Stanford Word Segmenter

The Stanford Word Segmenter is a piece of software that can automatically segment text into words. It is is designed to handle non-Indo-European languages such as Arabic and Chinese which pose special segmentation / tokenization challenges.

Download and extraction

Download the Stanford Word Segmenter from the Stanford NLP software website and unpack the zip file to a location of your choice.

It does not require any installation proper, but needs Java version 1.6 or upwards to be installed on your machine as a Java JDK (Java Development Kit) or Open JDK.

Running the software

The directory your have just unpacked contains a file segment.bat which is the batch file for running the software under Windows and a file segment.sh which is a shell script to be run in UNIX-like environments. The following tutorial assumes you are working under a Windows OS.

In order to run the software, open a terminal (preferably the Powershell) and enter the following command:

.\segment.bat ctb .\test.simple.utf8 0

Hit ENTER and see what appears on your screen. It is very likely to be gobbledygook.

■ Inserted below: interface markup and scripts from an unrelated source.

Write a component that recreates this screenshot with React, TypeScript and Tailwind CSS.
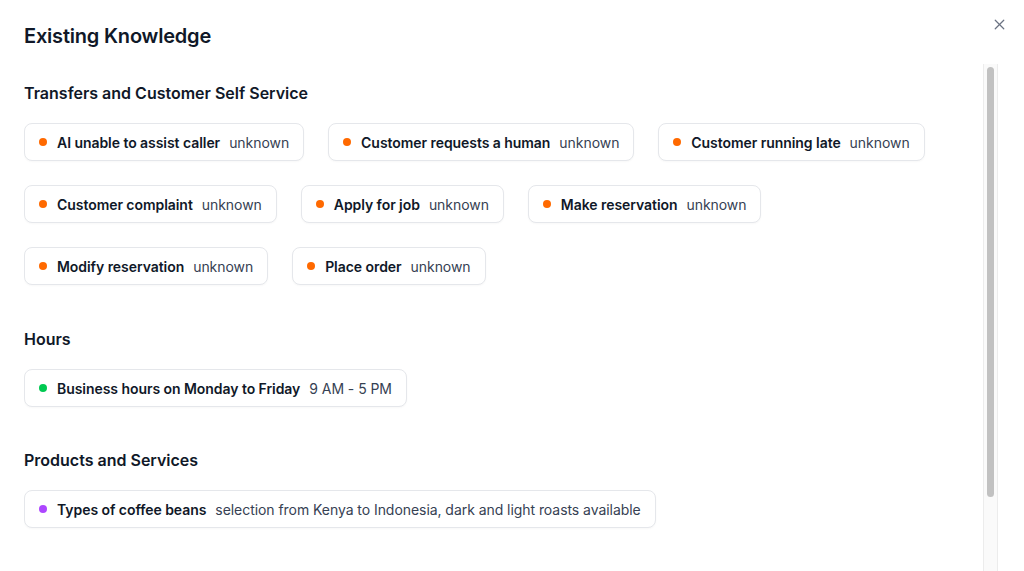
import { X } from "lucide-react";

interface Fact {
  label: string;
  value: string;
}

interface Section {
  title: string;
  dot: string;
  gap: string;
  items: Fact[];
}

const sections: Section[] = [
  {
    title: "Transfers and Customer Self Service",
    dot: "bg-orange-500",
    gap: "",
    items: [
      { label: "AI unable to assist caller", value: "unknown" },
      { label: "Customer requests a human", value: "unknown" },
      { label: "Customer running late", value: "unknown" },
      { label: "Customer complaint", value: "unknown" },
      { label: "Apply for job", value: "unknown" },
      { label: "Make reservation", value: "unknown" },
      { label: "Modify reservation", value: "unknown" },
      { label: "Place order", value: "unknown" },
    ],
  },
  {
    title: "Hours",
    dot: "bg-green-500",
    gap: "mt-[42px]",
    items: [{ label: "Business hours on Monday to Friday", value: "9 AM - 5 PM" }],
  },
  {
    title: "Products and Services",
    dot: "bg-purple-500",
    gap: "mt-[41px]",
    items: [
      {
        label: "Types of coffee beans",
        value: "selection from Kenya to Indonesia, dark and light roasts available",
      },
    ],
  },
];

function FactChip({ fact, dot }: { fact: Fact; dot: string }) {
  return (
    <div className="flex h-[38px] items-center rounded-lg border border-gray-200 bg-white px-[14px] text-[14px] tracking-[-0.004em] shadow-[0_1px_2px_rgba(0,0,0,0.03)]">
      <span className={`mr-[10px] h-2 w-2 shrink-0 rounded-full ${dot}`} />
      <span className="font-semibold text-gray-900">{fact.label}</span>
      <span className="ml-[9px] text-gray-700">{fact.value}</span>
    </div>
  );
}

export default function App() {
  return (
    <div
      className="relative flex h-[571px] w-[1024px] flex-col overflow-hidden bg-white text-gray-900"
      style={{ fontFamily: "Inter, 'Noto Sans', sans-serif" }}
    >
      <div className="flex h-16 shrink-0 items-start px-6 pt-[22px]">
        <h2 className="text-[20px] font-semibold leading-7 tracking-[-0.01em]">Existing Knowledge</h2>
      </div>
      <button
        type="button"
        aria-label="Close"
        className="absolute right-[16px] top-[16px] text-gray-500"
      >
        <X size={17} strokeWidth={1.75} />
      </button>

      <div className="ml-6 mr-[26px] flex min-h-0 flex-1">
        <div className="min-w-0 flex-1 overflow-hidden">
          <div className="pb-[130px] pt-[17px]">
            {sections.map((section) => (
              <div key={section.title} className={section.gap}>
                <h3 className="text-[16px] font-semibold leading-6">{section.title}</h3>
                <div className="mt-[18px] flex flex-wrap gap-6">
                  {section.items.map((fact) => (
                    <FactChip key={fact.label} fact={fact} dot={section.dot} />
                  ))}
                </div>
              </div>
            ))}
          </div>
        </div>

        {/* scrollbar */}
        <div className="flex w-[15px] shrink-0 flex-col border-x border-[#ececec] bg-[#fafafa] px-[3px] pt-[3px]">
          <div className="h-[430px] rounded-full bg-[#c1c1c1]" />
        </div>
      </div>
    </div>
  );
}
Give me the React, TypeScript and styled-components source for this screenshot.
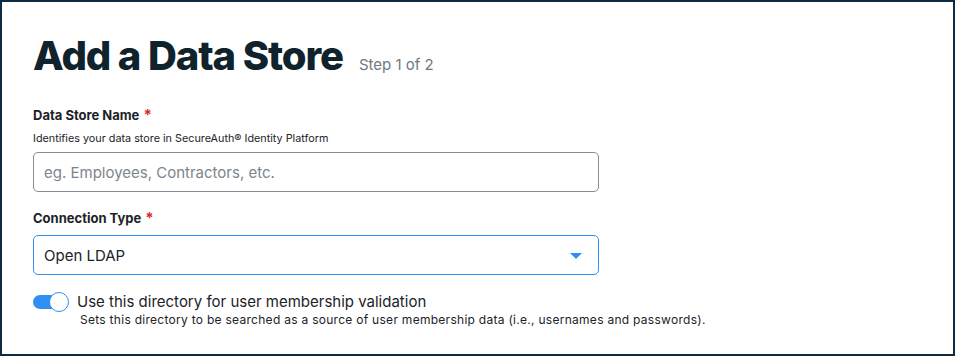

Please write the output to a file next in order to be able to inspect it in a text editor and check a few things:

.\segment.bat ctb .\test.simple.utf8 0 > test-out.txt

Now open this file in a good UTF-8 aware text editor (Notepad++ or Sublime will do fine).

Shell configuration issues

Chances are the output will still not look right. There are a few potential reasons for this and thus a few things worth checking. First of all, check the encoding of the input file test.simple.utf8; it will be UTF-8. Next, check the encoding of your output file; it will be UTF-16.

So why does it still not look right. Well, it looks like (I have to verify this) your shell is interfering with the output. It does not look right in the shell window itself which is probably due to the fact that you have no Chinese fonts installed and that your fonts are unable to display Chinese characters. Next, it might simple not 'know' that you are processing UTF-8, so we need to make sure it does that.

In the Powershell, enter the following:

[Console]::OutputEncoding = [System.Text.Encoding]::UTF8

Now try step X above again.